= Rick Lewis (journalist) =

Rick Lewis is the founder and editor of Philosophy Now and thereby one of the main initiators of the popular philosophy movement in the English-speaking world.

==Work==
Lewis launched Philosophy Now in 1991, the first ever philosophy magazine worldwide. This new initiative facilitated a wave of popular philosophy activities in Great Britain, the United States, and elsewhere, which has since strengthened, and to the present owes much of its impetus to Lewis' work.

A few years after launching the magazine, Lewis succeeded in having it accepted by the UK news trade, making it the first philosophy title to appear on ordinary news stands.

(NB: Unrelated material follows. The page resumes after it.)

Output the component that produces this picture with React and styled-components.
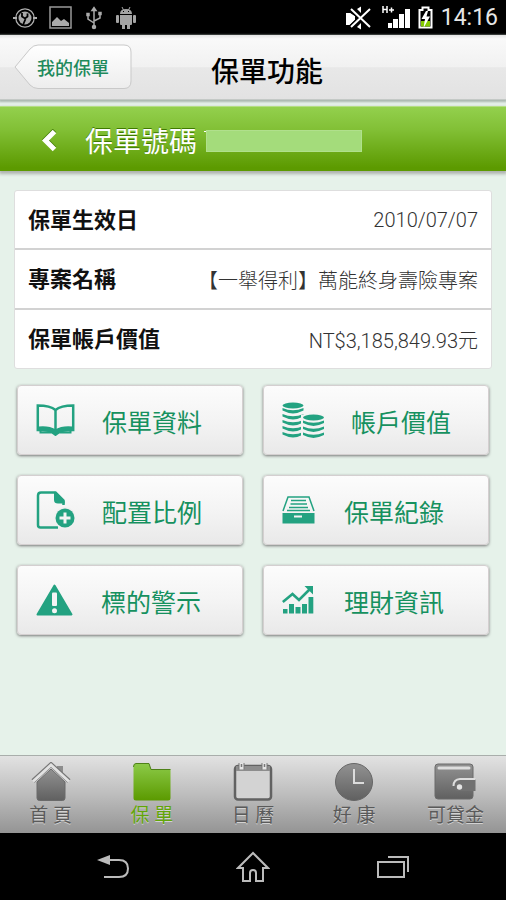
import styled, { createGlobalStyle } from 'styled-components';

const GlobalStyle = createGlobalStyle`
  * {
    box-sizing: border-box;
  }
  body {
    margin: 0;
    background-color: #000;
    font-family: Roboto, 'Noto Sans CJK TC', sans-serif;
  }
  button {
    margin: 0;
    padding: 0;
    border: 0;
    background: none;
    font-family: inherit;
    cursor: pointer;
  }
  svg {
    display: block;
    flex: none;
  }
`;

const Page = styled.div`
  display: flex;
  flex-direction: column;
  min-height: 100vh;
  background-color: #e6f2ea;
`;

// 狀態列
const StatusBar = styled.div`
  display: flex;
  align-items: center;
  justify-content: space-between;
  height: 35px;
  padding: 0 8px 0 13px;
  background-color: #000;
`;

const StatusGroup = styled.div`
  display: flex;
  align-items: center;
  gap: ${({ gap }) => gap}px;
`;

const Clock = styled.span`
  color: #e6e6e6;
  font-size: 23px;
  line-height: 35px;
`;

// 標題列
const Header = styled.header`
  display: grid;
  grid-template-columns: 118px 1fr 104px;
  align-items: center;
  height: 65px;
  padding-left: 14px;
  border-bottom: 1px solid #c4c9c6;
  background: linear-gradient(#e4e4e4, #f9f9f9 6%, #f1f1f1 50%, #e8e8e8 51%, #e2e2e2);
  box-shadow: 0 1px 2px 1px #aab8b0;
`;

const BackButton = styled.button`
  position: relative;
  height: 46px;
  padding: 4px 0 0 23px;
  color: #1f8a5c;
  font-size: 18px;
  font-weight: 500;
  line-height: 42px;
  text-align: left;

  svg {
    position: absolute;
    top: 0;
    left: 0;
  }
  span {
    position: relative;
  }
`;

const PageTitle = styled.h1`
  margin: 0;
  padding-top: 12px;
  color: #000;
  font-size: 28px;
  font-weight: 500;
  line-height: 40px;
  text-align: center;
`;

const PolicyBar = styled.div`
  display: flex;
  align-items: center;
  height: 65px;
  margin-top: 6px;
  padding: 4px 0 0 40px;
  border-top: 1px solid #b4de83;
  background: linear-gradient(#93d04d, #82c036 35%, #5c9a00 95%, #5c9a00);
  box-shadow: 0 2px 3px 1px #aeb3ae;
`;

const PrevButton = styled.button`
  width: 45px;
  height: 40px;
`;

const PolicyTitle = styled.h2`
  margin: 0;
  padding-top: 4px;
  color: #fff;
  font-size: 28px;
  font-weight: 400;
  line-height: 40px;
  text-shadow: 0 -1px 0 #3f7a00;
`;

const Mask = styled.span`
  position: relative;
  width: 156px;
  height: 22px;
  margin-left: 9px;
  border: 1px solid #b0e08c;
  background-color: #a4dc7b;

  &::before {
    content: '';
    position: absolute;
    top: 0;
    left: -3px;
    width: 2px;
    height: 1px;
    background-color: #fff;
  }
`;

const Main = styled.main`
  flex: 1;
  padding: 19px 14px;
`;

// 保單資訊
const InfoList = styled.dl`
  margin: 0;
  border: 1px solid #dedede;
  border-radius: 3px;
  background-color: #fff;
`;

const InfoRow = styled.div`
  display: flex;
  align-items: center;
  justify-content: space-between;
  height: 57px;
  padding: 0 13px;

  & + & {
    height: 60px;
    border-top: 2px solid #d2d2d2;
  }
  dt {
    padding-bottom: 4px;
    color: #111;
    font-size: 22px;
    font-weight: 700;
  }
  dd {
    margin: 0;
    color: #333;
    font-size: 20px;
    font-weight: 300;
  }
`;

// 功能按鈕
const MenuGrid = styled.div`
  display: grid;
  grid-template-columns: 1fr 1fr;
  gap: 20px;
  padding: 16px 3px 0;
`;

const MenuButton = styled.button`
  display: flex;
  align-items: center;
  gap: 27px;
  height: 70px;
  padding-left: 18px;
  border: 1px solid #d4cfd0;
  border-radius: 4px;
  background: linear-gradient(#fcfcfc, #f4f4f4 50%, #e9e9e9);
  box-shadow: 0 1px 3px #777;
  color: #16915f;
  font-size: 25px;
  line-height: 36px;

  span {
    padding-top: 8px;
  }
`;

// 下方選單
const TabBar = styled.nav`
  display: grid;
  grid-template-columns: repeat(5, 1fr);
  height: 78px;
  border-top: 1px solid #a9aeab;
  background: linear-gradient(#e2e2e2, #bdbdbd 50%, #949494);
`;

const Tab = styled.a`
  display: flex;
  flex-direction: column;
  align-items: center;
  padding-top: 6px;
  color: ${({ $active }) => ($active ? '#62a508' : '#5a5a5a')};
  font-size: 19px;
  line-height: 28px;
  text-decoration: none;
  text-shadow: 0 1px 0 #d2d2d2;
`;

const NavBar = styled.div`
  display: grid;
  grid-template-columns: repeat(3, 140px);
  justify-content: center;
  height: 67px;
  background-color: #000;
`;

const NavButton = styled.button`
  display: flex;
  align-items: center;
  justify-content: center;
`;

const GREEN = '#23a281';

const BookIcon = () => (
  <svg width="39" height="32" viewBox="0 0 39 32" fill="none" stroke={GREEN}>
    <path d="M19.500 6C16 3 9 1.500 1.800 1.500V26c6 0 13 .5 17.700 3.500C24 26.500 31 26 37.200 26V1.500C30 1.500 23 3 19.500 6zV29" strokeWidth="2.500" />
    <path d="M1 26H4.500V28.500H16L19.500 31L23 28.500H34.500V26H38" strokeWidth="2" />
    <path d="M3 24.500c7-.8 12 .5 16.500 3C24 25 29 23.700 36 24.500" strokeWidth="4" />
  </svg>
);

const CoinsIcon = () => (
  <svg width="42" height="36" viewBox="0 0 42 36" fill={GREEN}>
    <ellipse cx="11" cy="3.500" rx="10.500" ry="2.900" />
    {[6, 12, 18, 24, 30].map(y => (
      <path key={y} d={`M.5 ${y}q10.500 4.500 21 0v2.600q-10.500 5.600-21 0z`} />
    ))}
    <path d="M19 12.500h23v24H19z" fill="#f3f3f3" />
    <ellipse cx="31.500" cy="15.500" rx="10.500" ry="2.900" />
    {[18.500, 24.500, 30.500].map(y => (
      <path key={y} d={`M21 ${y}q10.500 4.500 21 0v2.600q-10.500 5.600-21 0z`} />
    ))}
  </svg>
);

const FileIcon = () => (
  <svg width="39" height="38" viewBox="0 0 39 38">
    <path d="M27.500 14V9.500L19.500 1.500H5Q2 1.500 2 4.500V34Q2 36.500 4.500 36.500H22" fill="none" stroke={GREEN} strokeWidth="2.500" />
    <path d="M18 .5L28.700 10.500V12.500H22Q18 12.500 18 9z" fill={GREEN} />
    <circle cx="29" cy="27" r="11" fill="#f0f0f0" />
    <circle cx="29" cy="27" r="9.500" fill={GREEN} />
    <path d="M29 21.500V32.500M23.500 27H34.500" stroke="#f4f4f4" strokeWidth="3" />
  </svg>
);

const DrawerIcon = () => (
  <svg width="35" height="28" viewBox="0 0 35 28" fill="none" stroke={GREEN}>
    <path d="M1 15L6 1H27L32 15" strokeWidth="1.500" />
    <path d="M9 4.500H24M8.500 8H25M7 11.500H26M5 14.500H28" strokeWidth="1.700" />
    <path d="M.5 17H32.500V27.500H.5z" fill={GREEN} stroke="none" />
    <path d="M12 20.500H20" stroke="#f4f4f4" strokeWidth="2" />
  </svg>
);

const WarningIcon = () => (
  <svg width="38" height="32" viewBox="0 0 38 32">
    <path d="M18.500 1.500L35.500 30.500H1.500z" fill={GREEN} stroke={GREEN} strokeWidth="2" strokeLinejoin="round" />
    <rect x="16" y="8.500" width="5" height="13.500" rx="1" fill="#f4f4f4" />
    <circle cx="18.500" cy="26.800" r="2.500" fill="#f4f4f4" />
  </svg>
);

const ChartIcon = () => (
  <svg width="35" height="28" viewBox="0 0 35 28">
    <path d="M1 23h4.500v4.500H1zM7 18h5v9.500H7zM13.500 21h5v6.500h-5zM20 18h5v9.500h-5zM26.500 11h4.800v16.500h-4.800z" fill={GREEN} />
    <path d="M.8 16L10.500 8L17 14L27.500 3.500" fill="none" stroke={GREEN} strokeWidth="2.600" />
    <path d="M22.500 0H31V8.500z" fill={GREEN} />
  </svg>
);

const TabDefs = () => (
  <defs>
    <linearGradient id="gray" x1="0" y1="0" x2="0" y2="1">
      <stop offset="0" stopColor="#929292" />
      <stop offset="1" stopColor="#606060" />
    </linearGradient>
    <linearGradient id="green" x1="0" y1="0" x2="0" y2="1">
      <stop offset="0" stopColor="#8cca48" />
      <stop offset="1" stopColor="#5b9a00" />
    </linearGradient>
  </defs>
);

const HomeIcon = () => (
  <svg width="40" height="40" viewBox="0 0 40 40">
    <TabDefs />
    <path d="M26 4H32V15L26 10z" fill="#8d8d8d" />
    <path d="M6 20L20 7L34 20V36Q34 38.500 31.500 38.500H8.500Q6 38.500 6 36z" fill="url(#gray)" stroke="#6a6a6a" />
    <path d="M2 19L20 2.500L38 19" fill="none" stroke="#777" strokeWidth="4.500" />
    <path d="M2 19.500L20 3L38 19.500" fill="none" stroke="#e2e2e2" strokeWidth="3" />
  </svg>
);

const FolderIcon = () => (
  <svg width="40" height="40" viewBox="0 0 40 40">
    <path d="M1.500 5Q1.500 1.500 4 1.500H17L19 7.500H38.500V36Q38.500 38.500 36 38.500H4Q1.500 38.500 1.500 36z" fill="url(#green)" />
    <path d="M1.500 5Q1.500 1.500 4 1.500H17L19 7.500H38.500" fill="none" stroke="#4e8118" />
  </svg>
);

const CalendarIcon = () => (
  <svg width="40" height="40" viewBox="0 0 40 40">
    <rect x="2" y="4" width="36" height="33.500" rx="3" fill="#d3d3d3" stroke="#626262" strokeWidth="2.500" />
    <path d="M3 4H37V9H3z" fill="#8d8d8d" />
    <path d="M8.500 1V7.500M31.500 1V7.500" stroke="#777" strokeWidth="6" />
    <path d="M8.500 1V7.500M31.500 1V7.500" stroke="#e5e5e5" strokeWidth="4" />
    <path d="M8.500 2V5M31.500 2V5" stroke="#777" strokeWidth="1.500" />
  </svg>
);

const ClockIcon = () => (
  <svg width="40" height="40" viewBox="0 0 40 40">
    <circle cx="20" cy="20" r="18.500" fill="url(#gray)" stroke="#666" />
    <path d="M20 7V21H30" fill="none" stroke="#dcdcdc" strokeWidth="2" />
  </svg>
);

const WalletIcon = () => (
  <svg width="42" height="40" viewBox="0 0 42 40">
    <rect x="1" y="2" width="38" height="35" rx="3" fill="url(#gray)" stroke="#6b6b6b" />
    <path d="M5 6H35" stroke="#dedede" strokeWidth="3" strokeLinecap="round" />
    <path d="M41.500 17H26Q19.500 18 19.500 23Q19.500 29 24 29H41.500z" fill="#717171" />
    <path d="M41.500 17H26Q19.500 17.500 19.500 24" fill="none" stroke="#dedede" strokeWidth="2" />
    <circle cx="25.500" cy="25" r="2.700" fill="#e5e5e5" />
  </svg>
);

const StatusIcons = () => (
  <StatusGroup gap={12}>
    <svg width="24" height="22" viewBox="0 0 24 22" fill="none" stroke="#b0b0b0">
      <circle cx="12" cy="11" r="9.200" strokeWidth="1.200" />
      <path d="M0 11H4M20 11H24" strokeWidth="2" />
      <circle cx="12" cy="11" r="6.500" fill="#a8a8a8" stroke="none" />
      <path d="M10 18L12.500 12M9 6V9.500L12 11.500L14.500 9.500V6.500" stroke="#000" strokeWidth="1.800" />
    </svg>
    <svg width="23" height="23" viewBox="0 0 23 23">
      <rect x="1" y="1" width="21" height="21" fill="none" stroke="#999" strokeWidth="1.500" />
      <path d="M3 20V16L8 11L12 15L15 13L20 17V20z" fill="#aaa" />
    </svg>
    <svg width="20" height="24" viewBox="0 0 20 24" fill="none" stroke="#aaa" strokeWidth="1.500">
      <path d="M10 3V20M4 9V13L10 17M16 8V12L10 15" />
      <path d="M8 4.500L10 1.500L12 4.500zM8.500 21a1.500 1.500 0 1 0 3 0a1.500 1.500 0 1 0-3 0z" fill="#aaa" />
      <path d="M3 7.500H5V9.500H3zM15 6.500H17V8.500H15z" fill="#aaa" />
    </svg>
    <svg width="20" height="24" viewBox="0 0 20 24" fill="#a4a4a4">
      <path d="M4 8Q4 3 10 3Q16 3 16 8zM4 9H16V18Q16 19 15 19H5Q4 19 4 18zM6 18H9V23H6zM11 18H14V23H11z" />
      <rect x="0" y="9" width="3" height="8" rx="1" />
      <rect x="17" y="9" width="3" height="8" rx="1" />
      <path d="M6 1L7.500 4M14 1L12.500 4" stroke="#a4a4a4" />
      <path d="M7 5.500H8M12 5.500H13" stroke="#000" />
    </svg>
  </StatusGroup>
);

const SignalIcons = () => (
  <StatusGroup gap={8}>
    <svg width="28" height="26" viewBox="0 0 28 26" fill="#fff">
      <path d="M0 8H4L9 11V15L4 20H0z" />
      <path d="M11 4L15 1.500V8zM11 22L15 24.500V18z" />
      <path d="M5 4L24 22M24 4L5 22" stroke="#000" strokeWidth="5" />
      <path d="M0 8H4L8 12V14L4 19H0z" />
      <path d="M5 4L24 22M24 4L5 22" stroke="#fff" strokeWidth="2" />
    </svg>
    <svg width="28" height="26" viewBox="0 0 28 26" fill="#fff">
      <path d="M6 18h4v5H6zM11 14h5v9h-5zM17 9h5v14h-5zM23 4h5v19h-5z" />
      <path d="M1 1V8M5 1V8M1 4.500H5M7 5H12M9.500 2.500V7.500" stroke="#fff" strokeWidth="1.500" />
    </svg>
    <svg width="15" height="26" viewBox="0 0 15 26">
      <path d="M1.500 5H4.500V2.500H10.500V5H13.500V22.500H1.500z" fill="#000" stroke="#fff" strokeWidth="2" />
      <path d="M3 16H12V21.500H3z" fill="#83c900" />
      <path d="M8 6L3.500 14H7L5.500 23L12 11.500H8.500L10 6z" fill="#fff" />
    </svg>
    <Clock>14:16</Clock>
  </StatusGroup>
);

const infos = [
  { label: '保單生效日', value: '2010/07/07' },
  { label: '專案名稱', value: '【一舉得利】萬能終身壽險專案' },
  { label: '保單帳戶價值', value: 'NT$3,185,849.93元' },
];

const menus = [
  { label: '保單資料', Icon: BookIcon },
  { label: '帳戶價值', Icon: CoinsIcon },
  { label: '配置比例', Icon: FileIcon },
  { label: '保單紀錄', Icon: DrawerIcon },
  { label: '標的警示', Icon: WarningIcon },
  { label: '理財資訊', Icon: ChartIcon },
];

const tabs = [
  { label: '首 頁', Icon: HomeIcon },
  { label: '保 單', Icon: FolderIcon, active: true },
  { label: '日 曆', Icon: CalendarIcon },
  { label: '好 康', Icon: ClockIcon },
  { label: '可貸金', Icon: WalletIcon },
];

export default function App() {
  return (
    <Page>
      <GlobalStyle />
      <StatusBar>
        <StatusIcons />
        <SignalIcons />
      </StatusBar>

      <Header>
        <BackButton type="button">
          <svg width="118" height="46" viewBox="0 0 118 46">
            <defs>
              <linearGradient id="back" x1="0" y1="0" x2="0" y2="1">
                <stop offset="0" stopColor="#fff" />
                <stop offset="1" stopColor="#ededed" />
              </linearGradient>
            </defs>
            <path
              d="M1 23L16 5Q19.500 1 24 1H110Q117 1 117 8V37Q117 44.500 110 44.500H24Q19.500 44.500 16 41z"
              fill="url(#back)"
              stroke="#c9c9c9"
            />
          </svg>
          <span>我的保單</span>
        </BackButton>
        <PageTitle>保單功能</PageTitle>
      </Header>

      <PolicyBar>
        <PrevButton type="button" aria-label="prev">
          <svg width="20" height="24" viewBox="0 0 20 24" fill="none">
            <path d="M14.500 1.500L5.500 10.500L14.500 19.500" stroke="#3f7a00" strokeWidth="5" />
            <path d="M14.500 2.500L5.500 11.500L14.500 20.500" stroke="#fff" strokeWidth="5" />
          </svg>
        </PrevButton>
        <PolicyTitle>保單號碼</PolicyTitle>
        <Mask />
      </PolicyBar>

      <Main>
        <InfoList>
          {infos.map(({ label, value }) => (
            <InfoRow key={label}>
              <dt>{label}</dt>
              <dd>{value}</dd>
            </InfoRow>
          ))}
        </InfoList>
        <MenuGrid>
          {menus.map(({ label, Icon }) => (
            <MenuButton key={label} type="button">
              <Icon />
              <span>{label}</span>
            </MenuButton>
          ))}
        </MenuGrid>
      </Main>

      <TabBar>
        {tabs.map(({ label, Icon, active }) => (
          <Tab key={label} href="#" $active={active}>
            <Icon />
            {label}
          </Tab>
        ))}
      </TabBar>

      <NavBar>
        <NavButton type="button" aria-label="back">
          <svg width="34" height="26" viewBox="0 0 34 26" fill="none" stroke="#bbb" strokeWidth="2">
            <path d="M12 6H23Q32 6 32 14.500Q32 23 23 23H8" />
            <path d="M1 6L14 1V11z" fill="#bbb" stroke="none" />
          </svg>
        </NavButton>
        <NavButton type="button" aria-label="home">
          <svg width="34" height="32" viewBox="0 0 34 32" fill="none" stroke="#bbb" strokeWidth="2">
            <path d="M17 2L2 17H7V30H14V22Q14 19 17 19Q20 19 20 22V30H27V17H32z" />
          </svg>
        </NavButton>
        <NavButton type="button" aria-label="recent">
          <svg width="34" height="24" viewBox="0 0 34 24" fill="none" stroke="#bbb" strokeWidth="2">
            <path d="M2 7H28V22H2zM12 2H32V17" />
          </svg>
        </NavButton>
      </NavBar>
    </Page>
  );
}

In the mid-1990s, France and other countries saw a wave of philosophy cafés, informal philosophy meetings held in cafes. The first of these were created by Marc Sautet in Paris, and by the late 1990s they numbered in the hundreds. In 1998 Lewis and his Philosophy Now colleague Bryn R. Williams were among the first to import this innovation into Britain, adapting it to the local culture by holding philosophy meetings in pubs rather than cafés. Their first Pub Philosophy meeting was held at The Glassblower in Piccadilly Circus, and was reported on by Radio London; later meetings took place in another West End pub, The Clachan.

Lewis lives in South London, and has been a guest on philosophy-related programmes on BBC Radio 4 and elsewhere.

He also translated and published the Philosophy Now in Persian for the first time with AmirAli Maleki, the founder and editor of Praxis Publication.